First, we'll download the dataset to our local machine. The data consists of characters rendered in a variety of fonts in a series of 28 by 28 images. The labels simply identify the letter presented in each image (and are limited to A-J, so, 10 classes). The training set and test set have about 500000 and 19000 image-label pairs, respectively. Even with these sizes, it should be possible to train models quickly on any machine.

_Note: This could take some time! You are about to download a ~1.7 GB file. Go get some coffee._

In [None]:
# how many bytes are we expecting
url = urlopen(data_url)
meta = url.info()
expected_bytes = int(meta['Content-Length'])
    
if (os.path.exists(cache_file) and os.stat(cache_file).st_size != expected_bytes) \
    or not os.path.exists(cache_file) or not os.path.isfile(cache_file):
    urlretrieve(data_URL, cache_file)
    
    received_bytes = os.stat(cache_file).st_size
    if received_bytes != expected_bytes:
        raise IOError("Download error: size expected = {} bytes, size received = {} bytes"
                      .format(expected_bytes, received_bytes))
        
    print("Data downloaded and verified.")

else:
    print("Data file already exists and is verified.")

First, we'll print some information about the data:

In [None]:
with h5py.File(cache_file, 'r') as f:
    for name,group in f.items():
        print("{}:".format(name))
        
        for k,v in group.items():
            print("\t {} {}".format(k,v.shape))

---
Problem 1
---------

Let's take a peek at some of the data to make sure it looks sensible. Each exemplar should be an image of a character A through J rendered in a different font.  

Plot a 3 by 3 grid of sample images from the test set and set the title of each panel to the character name (use the labels).

_Hint: use `matplotlib.pyplot.imshow()`_

---

In [None]:
with h5py.File(cache_file, 'r') as f:
    pass

---
Problem 2
---------

Now display the mean of all images from each class individually and again set the title of each panel to the corresponding character name.

---

In [None]:
with h5py.File(cache_file, 'r') as f:
    pass

---
Problem 3
---------

Next, we'll randomize the data. It's important to randomize both the train and test data sets. Verify that the data is still labeled correctly after randomization.

---

In [None]:
def randomize(data, labels):
    pass

with h5py.File(cache_file, 'r') as f:
    train_dataset, train_labels = randomize(f['train']['images'][:], f['train']['labels'][:])
    test_dataset, test_labels = randomize(f['test']['images'][:], f['test']['labels'][:])

---
Problem 4
---------
Another check: we expect the data to be balanced across classes. Verify that.

---

---
Problem 5
---------

By construction, this dataset might contain a lot of overlapping samples (identical images), including training data that's also contained in the validation and test set. Overlap between training and test can skew the results if you expect to use your model in an environment where there is never an overlap, but are actually ok if you expect to see training samples recur when you use it.

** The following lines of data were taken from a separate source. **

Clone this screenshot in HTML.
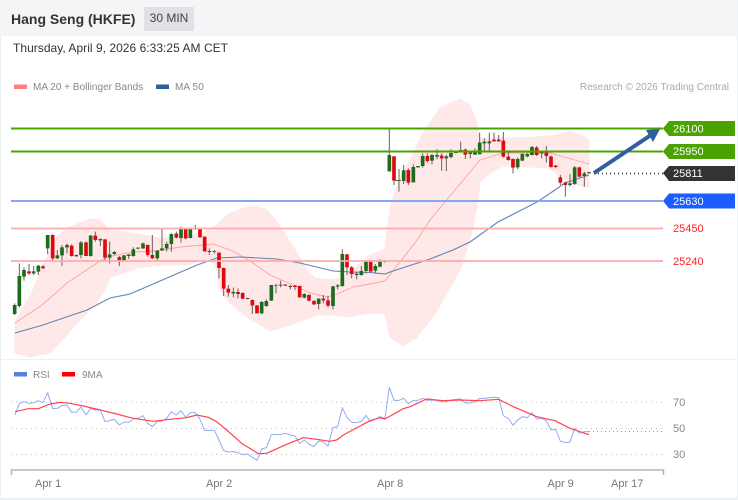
<!DOCTYPE html>
<html><head><meta charset="utf-8"><style>
html,body{margin:0;padding:0;background:#fff}
#p{position:relative;width:738px;height:500px;overflow:hidden;background:#fff;font-family:"Liberation Sans",sans-serif}
#h{position:absolute;left:0;top:0;width:738px;height:36px;background:#f6f4f7}
#t{position:absolute;left:11px;top:10px;font-size:14px;font-weight:bold;color:#333;line-height:18px;white-space:nowrap}
#b{position:absolute;left:144px;top:7px;width:50px;height:24px;background:#dfe1e5;color:#444;font-size:12px;line-height:23px;text-align:center}
#d{position:absolute;left:13px;top:41px;font-size:12px;line-height:15px;color:#333;white-space:nowrap;letter-spacing:.03px}
svg{position:absolute;left:0;top:0}
text{font-family:"Liberation Sans",sans-serif}
</style></head><body><div id="p">
<div id="h"></div>
<div id="t">Hang Seng (HKFE)</div>
<div id="b">30 MIN</div>
<div id="d">Thursday, April 9, 2026 6:33:25 AM CET</div>
<svg width="738" height="500" viewBox="0 0 738 500">
<rect x="0" y="36" width="1" height="464" fill="#eef1f4"/><rect x="737" y="0" width="1" height="500" fill="#eef1f4"/><rect x="0" y="498" width="738" height="2" fill="#eef1f4"/><rect x="0" y="359" width="738" height="1" fill="#eef1f4"/>
<rect x="14" y="84.5" width="13" height="4.5" fill="#ff8080"/><text x="33" y="90" font-size="10" fill="#888" letter-spacing=".02">MA 20 + Bollinger Bands</text>
<rect x="156" y="84.5" width="13" height="4.5" fill="#2f5f9f"/><text x="175" y="90" font-size="10" fill="#888" letter-spacing=".1">MA 50</text>
<text x="729" y="90" font-size="10" fill="#aaa" text-anchor="end">Research © 2026 Trading Central</text>

<polygon fill="#ffe8e8" stroke="#ffe8e8" stroke-linejoin="round" points="15,322 33,290 43,265 57,237 67,228 80,223 90,219 100,220 110,230 133,233 160,238 187,237 203,233 217,225 227,215 243,208 257,206 267,210 277,222 287,237 297,253 307,270 315,278 330,280 343,278 370,255 385,249 390,207 398,183 410,160 423,133 440,108 460,99 470,105 477,123 480,138 503,138 537,137 557,135 570,131 587,138 589,140 589,188 570,183 560,177 550,168 510,166 503,166 490,173 480,182 477,207 470,240 460,270 447,293 433,317 417,337 403,346 390,337 385,314 370,313 347,317 333,315 317,315 290,325 270,331 247,317 230,303 220,290 217,270 213,263 203,260 187,265 160,265 137,268 110,278 103,293 93,307 77,323 62,340 50,353 30,357 15,353"/>
<polyline fill="none" stroke="#ffa0a0" stroke-width=".9" points="15,323 42,305 67,283 97,263 107,257 133,252 157,251 180,247 203,245 213,244 233,251 253,263 270,275 293,285 310,293 327,297 337,294 353,287 370,284 385,281 400,262 417,240 430,220 455,190 480,160 503,153 550,153 589,164"/>
<polyline fill="none" stroke="#5f85b8" stroke-width="1.1" points="15,333 43,325 87,310 110,298 130,294 167,278 197,265 217,258 240,257 277,259 300,263 333,271 350,272 370,272.5 385,274 390,272 430,259 453,250 470,242 498,222 537,202 555,190 565,183 589,175"/>

<g transform="translate(0,190) scale(.33333)">
<path fill="none" stroke="#6b5f5f" stroke-width="3" d="M44 340V375M58 220V352M72 232V272M87 222V255M101 228V255M115 225V255M129 225V236M143 135V192M158 133V212M172 180V207M186 165V228M201 160V190M215 163V200M229 194V200M243 153V205M258 155V198M272 135V200M286 125V155M301 145V168M315 147V212M329 155V220M343 183V195M358 198V228M372 195V215M386 192V207M400 172V200M414 172V178M429 158V177M443 163V200M457 135V207M472 180V212M486 117V183M500 155V185M514 130V185M529 125V145M543 110V158M557 115V148M571 115V145M586 105V120M600 115V143M614 140V185M628 175V195M643 180V190M657 187V265M671 232V318M685 285V320M700 293V322M714 295V325M728 307V328M743 323V328M757 328V372M771 345V370M785 333V372M799 328V350M814 285V333M828 282V310M842 272V292M856 282V288M871 285V298M885 285V300M899 287V323M913 310V325M927 312V335M942 330V345M956 325V358M970 315V340M984 318V352M999 288V358M1013 282V298M1027 178V290M1041 192V255M1055 228V265M1070 245V268M1084 228V257M1098 212V250"/>
<path fill="none" stroke="#1b6d1b" stroke-width="11" d="M44 345V372M58 258V348M72 240V260M101 244V250M115 227V245M143 135V175M172 196V205M186 172V196M201 165V172M229 195V199M243 157V195M272 137V198M301 147V151M329 193V203M343 186V192M372 196V213M386 194V198M400 178V198M414 173V176M429 160V175M472 182V205M486 175V181M500 162V175M514 132V162M543 117V144M571 117V144M586 115V117M628 183V186M643 184V186M700 306V310M785 336V370M799 333V348M814 285V332M828 285V287M842 284V287M913 312V323M956 326V342M999 289V348M1013 286V290M1027 192V288M1084 243V255M1098 213V243"/>
<path fill="none" stroke="#e00810" stroke-width="11" d="M87 244V250M129 229V235M158 135V205M215 167V198M258 157V198M286 137V150M315 148V203M358 201V215M443 165V195M457 195V205M529 131V143M557 117V145M600 116V142M614 140V184M657 188V234M671 234V296M685 296V308M714 306V312M728 309V326M757 330V346M771 346V370M856 284V287M885 287V291M899 288V322M927 315V332M942 333V343M970 326V331M984 331V347M1041 193V232M1055 232V252"/>
<path fill="none" stroke="#5a4a3a" stroke-width="11" d="M643 184V186M743 324V327M871 288V291M1070 251V255"/>
</g>
<g transform="translate(370,70) scale(.33333)">
<path fill="none" stroke="#6b5f5f" stroke-width="3" d="M2 570V605M16 582V610M30 568V592M44 570V578M58 175V305M72 258V345M87 297V365M101 285V342M115 295V345M130 283V337M144 288V292M158 250V293M172 250V278M186 252V283M201 238V268M215 250V302M229 255V303M243 238V265M258 245V250M272 215V248M286 235V267M301 245V265M315 235V255M329 188V245M343 205V243M358 188V243M372 188V215M386 195V215M400 186V263M415 245V272M429 265V310M443 262V297M457 250V273M472 250V262M486 228V257M500 228V258M515 245V265M529 228V278M543 257V293M557 285V295M571 315V345M586 335V380M600 312V350M614 288V345M628 290V322M643 305V350M657 306V310"/>
<path fill="none" stroke="#1b6d1b" stroke-width="11" d="M16 588V602M30 572V590M58 255V304M82 330V333M101 301V333M130 291V337M144 288V292M158 258V288M186 255V272M201 255V260M243 249V261M258 246V249M272 240V245M301 248V252M315 247V254M329 218V253M343 215V220M358 214V220M457 252V272M443 267V292M472 252V259M486 231V255M515 247V250M600 340V345M614 292V342M643 310V318"/>
<path fill="none" stroke="#e00810" stroke-width="11" d="M2 575V605M44 572V576M72 259V332M115 300V338M172 258V273M215 257V265M286 239V254M372 209V214M386 209V214M400 212V260M415 260V270M429 267V293M500 233V255M529 248V258M543 259V291M557 287V291M571 322V338M586 338V345M628 292V320"/>
<path fill="none" stroke="#5a4a3a" stroke-width="11" d="M87 330V333M229 259V265M657 306V310"/>
</g>

<g fill="none" stroke-width="2">
<path stroke="#4ba300" d="M11 128.5H663M11 151.5H663"/>
<path stroke="#82a8f0" d="M11 201H663"/>
<path stroke="#ffabab" stroke-width="1.7" d="M11 228.5H663M11 261H663"/>
</g>
<path fill="none" stroke="#333" stroke-width="1.5" stroke-dasharray="1 3" d="M594 173.5H663"/>
<path fill="none" stroke="#2f5f9f" stroke-width="4" d="M594 173L651 135"/>
<polygon fill="#2f5f9f" points="660,129 646,130 653,142"/>

<polygon fill="#4aa300" points="663,128.5 669,121 735,121 735,136 669,136"/>
<polygon fill="#4aa300" points="663,151.5 669,144 735,144 735,159 669,159"/>
<polygon fill="#333" points="663,173 669,166 735,166 735,181 669,181"/>
<polygon fill="#1a5eff" points="663,201 669,193.5 735,193.5 735,208.5 669,208.5"/>
<g font-size="11" fill="#fff">
<text x="673" y="132.5">26100</text><text x="673" y="155">25950</text><text x="673" y="177">25811</text><text x="673" y="205">25630</text>
</g>
<g font-size="11" fill="#f22">
<text x="673" y="232">25450</text><text x="673" y="265">25240</text>
</g>

<rect x="14" y="372" width="13" height="4.5" fill="#5a7fe0"/><text x="33" y="378" font-size="10" fill="#888">RSI</text>
<rect x="62" y="372" width="13" height="4.5" fill="#f00"/><text x="82" y="378" font-size="10" fill="#888">9MA</text>
<path fill="none" stroke="#bbb" stroke-width="1" stroke-dasharray="1 4" d="M11 402H664M11 428.5H664M11 454.5H664"/>
<g font-size="11" fill="#888"><text x="673" y="406">70</text><text x="673" y="432">50</text><text x="673" y="458">30</text></g>
<path fill="none" stroke="#b5b5b5" stroke-width="1.5" d="M11.5 475V470H663.5V475"/>
<g font-size="11" fill="#777"><text x="35" y="487">Apr 1</text><text x="206" y="487">Apr 2</text><text x="377" y="487">Apr 8</text><text x="547.5" y="487">Apr 9</text><text x="611" y="487">Apr 17</text></g>

<g transform="translate(0,360) scale(.33333)" fill="none" stroke-linejoin="round">
<polyline stroke="#92abf2" stroke-width="3" points="45,165 58,130 72,125 87,130 101,128 115,122 129,128 143,98 158,146 172,145 186,137 201,135 215,157 229,156 243,141 258,165 272,145 286,150 301,150 315,185 329,182 343,178 358,195 372,186 386,187 400,177 414,175 429,167 443,190 457,200 472,185 486,183 500,175 514,155 529,165 543,152 557,172 571,158 586,158 600,178 614,211 628,211 643,211 657,240 671,272 685,276 700,275 714,278 728,284 743,282 757,292 771,301 785,267 799,263 814,224 828,224 842,223 856,220 871,225 885,228 899,250 913,240 927,252 942,260 956,243 970,246 984,258 999,203 1013,200 1027,143 1041,172 1055,187 1070,188 1084,184 1098,166 1110,185 1125,178 1140,170 1155,175 1168,82 1182,121 1197,121 1211,115 1225,131 1240,121 1254,121 1268,115 1282,121 1296,120 1311,121 1325,125 1339,124 1353,120 1368,118 1382,117 1396,129 1411,129 1425,125 1439,115 1453,115 1468,113 1482,112 1496,113 1510,167 1525,175 1539,196 1553,180 1567,170 1582,173 1596,158 1610,177 1625,175 1639,182 1653,210 1667,208 1681,243 1696,248 1710,246 1724,205 1738,220 1753,215 1767,215"/>
<path stroke="#6d8ff0" stroke-width="3" stroke-dasharray="3 9" d="M1767 215H1990"/>
<polyline stroke="#ff4450" stroke-width="3.6" points="45,155 85,146 115,146 150,132 180,127 210,130 250,138 310,152 350,162 400,175 460,184 510,178 560,173 590,165 625,172 650,185 680,210 725,250 775,281 800,280 860,253 910,233 950,238 990,244 1010,240 1030,225 1110,182 1140,173 1155,177 1210,146 1230,140 1280,117 1330,122 1380,120 1440,122 1496,118 1540,140 1610,170 1665,182 1710,205 1767,224"/>
</g>
</svg>
</div></body></html>
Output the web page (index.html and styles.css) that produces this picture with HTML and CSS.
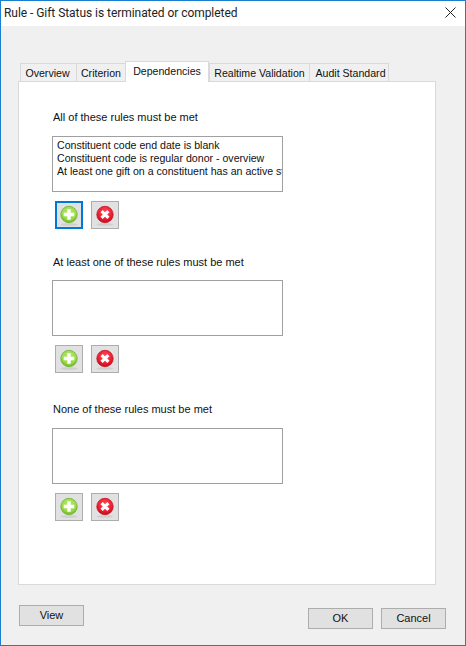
FILE: index.html
```html
<!DOCTYPE html>
<html lang="en">
<head>
  <meta charset="UTF-8" />
  <meta name="viewport" content="width=device-width, initial-scale=1.0"/>
  <title>Rule - Gift Status is terminated or completed</title>
  <link rel="stylesheet" href="styles.css">
</head>
<body>

  <svg class="defs" width="0" height="0" aria-hidden="true">
    <defs>
      <radialGradient id="greenBall" cx="50%" cy="35%" r="65%">
        <stop offset="0" stop-color="#b4e86a"/>
        <stop offset="0.65" stop-color="#9cdc4c"/>
        <stop offset="1" stop-color="#6fb52a"/>
      </radialGradient>
      <radialGradient id="redBall" cx="50%" cy="35%" r="65%">
        <stop offset="0" stop-color="#ff4a55"/>
        <stop offset="0.65" stop-color="#f01e30"/>
        <stop offset="1" stop-color="#b80f1e"/>
      </radialGradient>
      <symbol id="iconAdd" viewBox="0 0 20 22">
        <ellipse cx="10" cy="19.4" rx="8.5" ry="1.4" fill="#000" opacity="0.08"/>
        <circle cx="10" cy="9.5" r="8.2" fill="url(#greenBall)" stroke="#74b032" stroke-width="0.8"/>
        <path d="M10 4.2v10.6M4.7 9.5h10.6" stroke="#fff" stroke-width="3.4"/>
      </symbol>
      <symbol id="iconRemove" viewBox="0 0 20 22">
        <ellipse cx="10" cy="19.4" rx="8.5" ry="1.4" fill="#000" opacity="0.08"/>
        <circle cx="10" cy="9.5" r="8.2" fill="url(#redBall)" stroke="#c01524" stroke-width="0.8"/>
        <path d="M6.6 6.1l6.8 6.8M13.4 6.1l-6.8 6.8" stroke="#fff" stroke-width="3.2"/>
      </symbol>
    </defs>
  </svg>

  <div class="window">
    <div class="titlebar">
      <span class="title">Rule - Gift Status is terminated or completed</span>
      <svg class="close" width="11" height="11" viewBox="0 0 11 11">
        <path d="M0.5 0.5l10 10M10.5 0.5l-10 10" stroke="#222" stroke-width="1" fill="none"/>
      </svg>
    </div>

    <div class="content">
      <div class="tabs">
        <div class="tab tab-overview">Overview</div>
        <div class="tab tab-criterion">Criterion</div>
        <div class="tab tab-dependencies active">Dependencies</div>
        <div class="tab tab-realtime">Realtime Validation</div>
        <div class="tab tab-audit">Audit Standard</div>
      </div>

      <div class="panel">
        <section class="group group-all">
          <div class="group-label">All of these rules must be met</div>
          <div class="listbox">
            <div>Constituent code end date is blank</div>
            <div>Constituent code is regular donor - overview</div>
            <div>At least one gift on a constituent has an active status</div>
          </div>
          <div class="actions">
            <button class="icon-btn focused"><svg width="20" height="22"><use href="#iconAdd"/></svg></button>
            <button class="icon-btn"><svg width="20" height="22"><use href="#iconRemove"/></svg></button>
          </div>
        </section>

        <section class="group group-one">
          <div class="group-label">At least one of these rules must be met</div>
          <div class="listbox"></div>
          <div class="actions">
            <button class="icon-btn"><svg width="20" height="22"><use href="#iconAdd"/></svg></button>
            <button class="icon-btn"><svg width="20" height="22"><use href="#iconRemove"/></svg></button>
          </div>
        </section>

        <section class="group group-none">
          <div class="group-label">None of these rules must be met</div>
          <div class="listbox"></div>
          <div class="actions">
            <button class="icon-btn"><svg width="20" height="22"><use href="#iconAdd"/></svg></button>
            <button class="icon-btn"><svg width="20" height="22"><use href="#iconRemove"/></svg></button>
          </div>
        </section>
      </div>

      <div class="footer">
        <button class="btn">View</button>
        <div class="footer-right">
          <button class="btn btn-ok">OK</button>
          <button class="btn">Cancel</button>
        </div>
      </div>
    </div>
  </div>

</body>
</html>
```

FILE: styles.css
```css
html, body {
  margin: 0;
  padding: 0;
}

body {
  width: 466px;
  height: 646px;
  overflow: hidden;
  font-family: "Liberation Sans", Arial, sans-serif;
  font-size: 11px;
  color: #111;
}

.defs {
  display: block;
  height: 0;
}

.window {
  width: 466px;
  height: 646px;
  box-sizing: border-box;
  border: 1px solid #1a7fd0;
  background: #f0f0f0;
  display: flex;
  flex-direction: column;
}

.titlebar {
  height: 25px;
  background: #fff;
  display: flex;
  align-items: center;
  justify-content: space-between;
  padding: 0 9px 0 3px;
  flex-shrink: 0;
}

.title {
  font-family: Roboto, "Liberation Sans", sans-serif;
  font-size: 12px;
  letter-spacing: -0.05px;
  color: #222;
  position: relative;
  top: -1px;
}

.close {
  display: block;
  position: relative;
  top: -1px;
}

.content {
  flex: 1;
  padding: 35px 19px 0 17px;
  display: flex;
  flex-direction: column;
}

.tabs {
  display: flex;
  align-items: flex-end;
  height: 20px;
  padding-left: 2px;
  position: relative;
  z-index: 1;
}

.tab {
  height: 18px;
  box-sizing: border-box;
  border: 1px solid #d9d9d9;
  border-bottom: none;
  border-right: none;
  background: #f0f0f0;
  font-size: 10.6px;
  line-height: 18px;
  text-align: center;
  white-space: nowrap;
  color: #111;
}

.tab-overview { width: 56px; padding-right: 2px; }
.tab-criterion { width: 49px; }
.tab-dependencies { width: 84px; }
.tab-realtime { width: 100px; }
.tab-audit { width: 80px; padding-left: 3px; border-right: 1px solid #d9d9d9; }

.tab.active {
  height: 21px;
  margin-bottom: -1px;
  background: #fff;
  border-right: 1px solid #d9d9d9;
  line-height: 18px;
}

.panel {
  width: 418px;
  height: 504px;
  box-sizing: border-box;
  border: 1px solid #d9d9d9;
  background: #fff;
  padding-left: 33px;
}

.group-label {
  font-size: 11px;
  line-height: 14px;
  color: #111;
  margin-bottom: 12px;
  padding-left: 1px;
}

.group-all { padding-top: 28px; }
.group-one { margin-top: 26px; }
.group-none { margin-top: 29px; }

.group-one .group-label { margin-bottom: 11px; }
.group-none .group-label { margin-bottom: 12px; }

.listbox {
  width: 231px;
  height: 56px;
  box-sizing: border-box;
  border: 1px solid #a0a0a0;
  background: #fff;
  padding: 2px 0 0 4px;
  font-size: 10.6px;
  line-height: 13px;
  white-space: nowrap;
  overflow: hidden;
  color: #111;
}

.actions {
  display: flex;
  gap: 8px;
  margin: 9px 0 0 3px;
}

.icon-btn {
  width: 28px;
  height: 28px;
  box-sizing: border-box;
  padding: 0;
  border: 1px solid #adadad;
  background: #e1e1e1;
  display: flex;
  align-items: center;
  justify-content: center;
}

.icon-btn svg {
  display: block;
  margin-top: 2px;
}

.icon-btn.focused {
  border: 2px solid #0078d7;
}

.footer {
  display: flex;
  justify-content: space-between;
  align-items: flex-start;
  margin-top: 20px;
  padding-left: 1px;
}

.footer-right {
  display: flex;
  gap: 8px;
  margin-top: 3px;
}

.btn {
  width: 65px;
  height: 21px;
  box-sizing: border-box;
  padding: 0;
  border: 1px solid #adadad;
  background: #e1e1e1;
  font-family: inherit;
  font-size: 11px;
  line-height: 17px;
  color: #111;
}
```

- How much overlap is there between training, validation and test samples?
- What about near duplicates between datasets? (images that are almost identical)
- Create a sanitized validation and test set, and compare your accuracy on those in subsequent assignments.
---

---
Problem 6
---------

Let's get an idea of what an off-the-shelf classifier can give you on this data. It's always good to check that there is something to learn, and that it's a problem that is not so trivial that a canned solution solves it.

Train a simple model on this data using 50, 100, 1000 and 5000 training samples. Hint: you can use the LogisticRegression model from sklearn.linear_model.

Optional question: train an off-the-shelf model on all the data!

---